Music Misconception: Fretless String Instruments Are More Difficult to Play Than Fretted String Instruments
One of the most common types of questions I encounter from people who are considering learning to play a string instrument involves a request to compare the difficulty of a list of instruments. For example, "Which is more difficult to play: the violin or guitar?" One of the most common answers to such questions that I see in forums is that the violin is more difficult to play because it does not have frets, and these answers often receive plenty of upvotes and affirmative comments.
First, even though it deviates from the topic of this article, I would like to state that the violin involves a greater level of skill that must be acquired before you can begin playing the sort of tunes beginners typically look forward to being able to play. That doesn't mean it requires more effort to play a violin well than it does to play a guitar well. The amount of effort is going to be related to an individual's strengths, weaknesses, and motivation. As a result, two musicians with different interests and experiences will have different, highly-subjective opinions when asked to rank the difficulty of instruments.
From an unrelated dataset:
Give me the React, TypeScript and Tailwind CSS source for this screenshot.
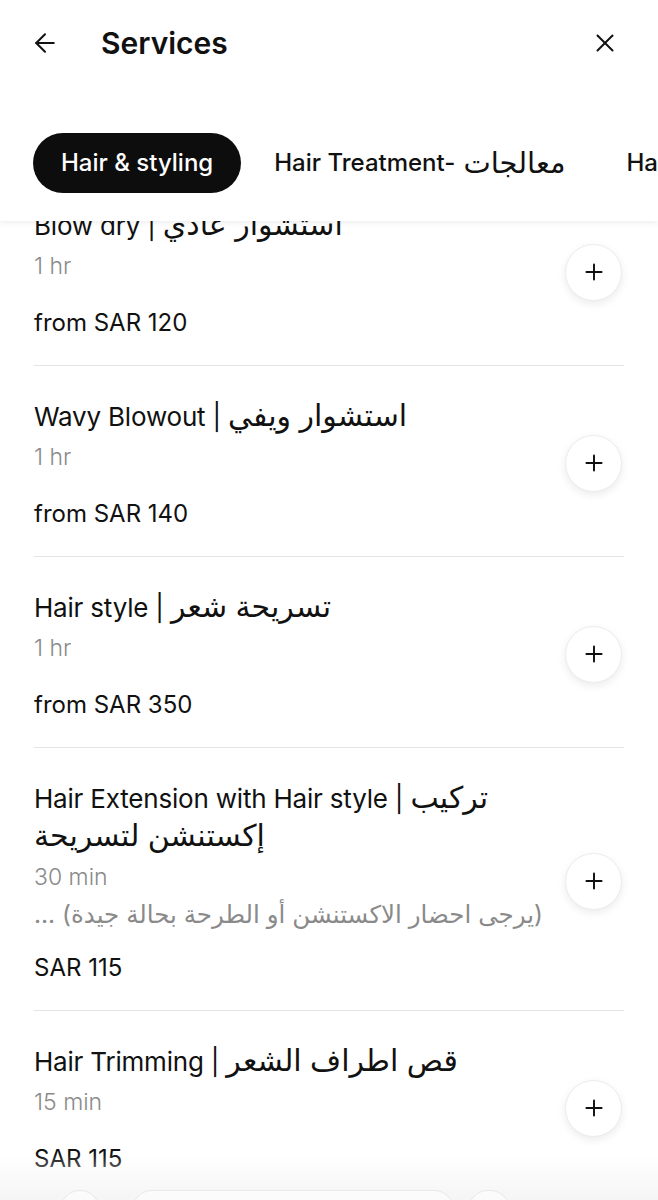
import { ArrowLeft, X, Plus } from "lucide-react"

type Service = {
  title: string
  titleAr: string
  duration: string
  note?: string
  price: string
}

const services: Service[] = [
  { title: "Blow dry |", titleAr: "استشوار عادي", duration: "1 hr", price: "from SAR 120" },
  { title: "Wavy Blowout |", titleAr: "استشوار ويفي", duration: "1 hr", price: "from SAR 140" },
  { title: "Hair style |", titleAr: "تسريحة شعر", duration: "1 hr", price: "from SAR 350" },
  {
    title: "Hair Extension with Hair style |",
    titleAr: "تركيب إكستنشن لتسريحة",
    duration: "30 min",
    note: "(يرجى احضار الاكستنشن أو الطرحة بحالة جيدة) ...",
    price: "SAR 115",
  },
  { title: "Hair Trimming |", titleAr: "قص اطراف الشعر", duration: "15 min", price: "SAR 115" },
]

const tabs = [
  { en: "Hair & styling", ar: "" },
  { en: "Hair Treatment-", ar: "معالجات" },
  { en: "Hair colouring", ar: "" },
]

export default function App() {
  return (
    <div
      className="relative w-[658px] h-[1200px] overflow-hidden bg-white text-[#111]"
      style={{ fontFamily: 'Inter, "DejaVu Sans", "Noto Sans", sans-serif' }}
    >
      {/* Header + category tabs */}
      <div className="relative z-10 bg-white shadow-[0_2px_6px_rgba(0,0,0,0.07)]">
        <div className="h-[86px] flex items-center pl-[30px] pr-[38px]">
          <ArrowLeft size={30} strokeWidth={1.6} className="text-[#111]" />
          <h1 className="ml-[41px] text-[30px] font-semibold">Services</h1>
          <X size={30} strokeWidth={1.6} className="ml-auto text-[#111]" />
        </div>
        <div className="flex gap-[5px] pl-[33px] pt-[47px] pb-[28px] whitespace-nowrap">
          {tabs.map((tab, i) => (
            <div
              key={tab.en}
              className={`h-[60px] px-[28px] flex items-center rounded-full text-[24px] font-medium ${
                i === 0 ? "bg-[#0d0d0d] text-white" : "text-[#111]"
              }`}
            >
              {tab.en}
              {tab.ar && <span className="ml-[8px] text-[29px] font-normal leading-[30px]">{tab.ar}</span>}
            </div>
          ))}
        </div>
      </div>

      {/* Service list (scrolled) */}
      <div className="mx-[34px] -mt-[46px]">
        {services.map((s) => (
          <div key={s.title} className="flex items-center border-b border-[#e4e4e4] pt-[31px] pb-[27px]">
            <div className="flex-1 min-w-0 pr-[20px]">
              <div className="pr-[10px] text-[26px] leading-[37px] tracking-[-0.2px]">
                {s.title} <span className="text-[30px] leading-[37px] tracking-normal">{s.titleAr}</span>
              </div>
              <div className="mt-[7px] text-[23px] leading-[30px] font-light text-[#8a8a8a]">{s.duration}</div>
              {s.note && (
                <div dir="rtl" className="mt-[7px] text-left text-[24.5px] leading-[30px] text-[#8a8a8a] whitespace-nowrap">
                  {s.note}
                </div>
              )}
              <div className={`${s.note ? "mt-[24px]" : "mt-[27px]"} text-[24px] leading-[30px]`}>{s.price}</div>
            </div>
            <button className="w-[57px] h-[57px] shrink-0 mr-[2px] rounded-full bg-white border border-[#ececec] shadow-[0_3px_8px_rgba(0,0,0,0.08)] flex items-center justify-center">
              <Plus size={26} strokeWidth={1.8} className="text-[#111]" />
            </button>
          </div>
        ))}
      </div>

      {/* Bottom fade with partially visible action bar */}
      <div className="absolute bottom-0 left-0 right-0 h-[46px] bg-gradient-to-b from-white/0 to-[#f5f5f5]">
        <div className="flex items-start gap-[14px] pl-[60px] pt-[36px]">
          <div className="w-[40px] h-[40px] rounded-full border border-[#e8e8e8] bg-white/60" />
          <div className="w-[322px] h-[40px] rounded-[20px] border border-[#e8e8e8] bg-white/60 ml-[18px]" />
          <div className="w-[42px] h-[40px] rounded-full border border-[#e8e8e8] bg-white/60" />
        </div>
      </div>
    </div>
  )
}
Now, to address the topic: frets are a matter of preference. They do not affect the difficulty of playing an instrument in a way that could be considered objective, and adding them to an instrument that is traditionally fretless could actually increase the difficulty for someone who is not accustomed to frets.
How Frets Work
The pitch a string produces when it vibrates is determined by its length, weight, and tension. Weight is, of course, a property of the string determined by the manufacturer, and tension is controlled by tuning. Musicians vary the length of a string by stopping them. On some instruments, like the violin, the string is stopped between the finger and the fingerboard. On other instruments, like the guitar, the finger or perhaps a tool, such as the noter used on a mountain dulcimer, is placed behind the fret at which the string is to be stopped, and it is contact with the fret, not the fretboard, that stops the string.The frets do not change how strings function, nor is the placement of the frets any less precise than the placement of the fingers on a fretless instrument.
The reason it is commonly assumed that string instruments with frets are easier to play is that the necessary precision is built into the instrument. The finger can be placed anywhere in the space between the frets without altering the pitch, so it is not necessary for the musician to touch the same place every time. There is a margin for error that does not exist on fretless instruments.
However, you cannot stop the music to count frets and make sure your fingers are in the correct place. On many instruments with frets, you are placing fingers on multiple strings and at different frets. You don't think of each of those fingers and their respective strings and frets individually. Instead, your hand learns to assume a given shape and placement on the neck for a given chord, and your brain becomes as efficient at placing the fingers for that chord as it is at stomping your foot. You know how that chord should feel without your conscious mind having to process how that chord is constructed, and repetition makes you better at and more comfortable with playing that chord.
We call this muscle memory. It is the same reason you can scratch your nose without looking in a mirror (perhaps before you realize you have an itch), tie your shoes faster than you can recite the steps involved in doing so, and stop your car without the word "brake" ever entering your mind. Our muscles repeat motions they have done before in response to the same signals, and over time we can do those things faster and on autopilot by shifting repeated tasks to a different part of the brain so the conscious mind can be occupied with something else.
The more a musician can commit to muscle memory, the more complex the musical tasks they can perform become. They can do different things with their hands and individual fingers, perhaps while also singing, dancing, or both.
If your string instrument does not have frets, you consciously learn the precise placement of your finger by taking advantage of how muscle memory develops. You place the finger repeatedly in the same spot while looking at the note on the page and listening to how it sounds, so your brain associates what you hear and see with what your finger feels. You learn to respond to what you see by immediately placing your finger where it should go. However, this process isn't actually any different on an instrument with frets. Just because you have a wider margin of error doesn't mean you actually need it. You are no more or less capable of developing muscle memory based on your choice of instrument.
How Do We Decide What is More Difficult, Anyway?
We tend to accept the notion that there is an objective ranking of the difficulty of various activities. Yet, we also know that each individual has his or her own set of strengths, weaknesses, preferences, and experiences. Does it make sense, then, that we can compare Activity A to Activity B when the fact that they are different activities implies the skill sets required to perform them will be different? Is it not more plausible that Person A who is more suited to Activity A will find it easier than Activity B, while Person B might find Activity B easier than Activity A?
Activity B could also be physically uncomfortable for Person A, which is going to affect how much effort they are willing to put into it. Someone with smaller hands might find the violin more comfortable than the guitar, while someone with larger hands might prefer the guitar (or maybe the cello) for opposite reasons. That doesn't mean that they aren't capable of learning to play the violin or that it would actually be more difficult for them if they were motivated to do it.
It might be that the reason we believe string instruments without frets, such as the violin family, are more difficult to learn is because people who play them tend to seek more formal training. Violinists are more likely to learn to read standard notation. Also, violin teachers tend to assign more preliminary exercises and delay introducing music the student might perform much longer than guitar teachers do. However, these things are about the respective traditions of learning to play each of these instruments, not the physical and mental requirements. The fact that the training takes longer does not mean it is objectively more difficult.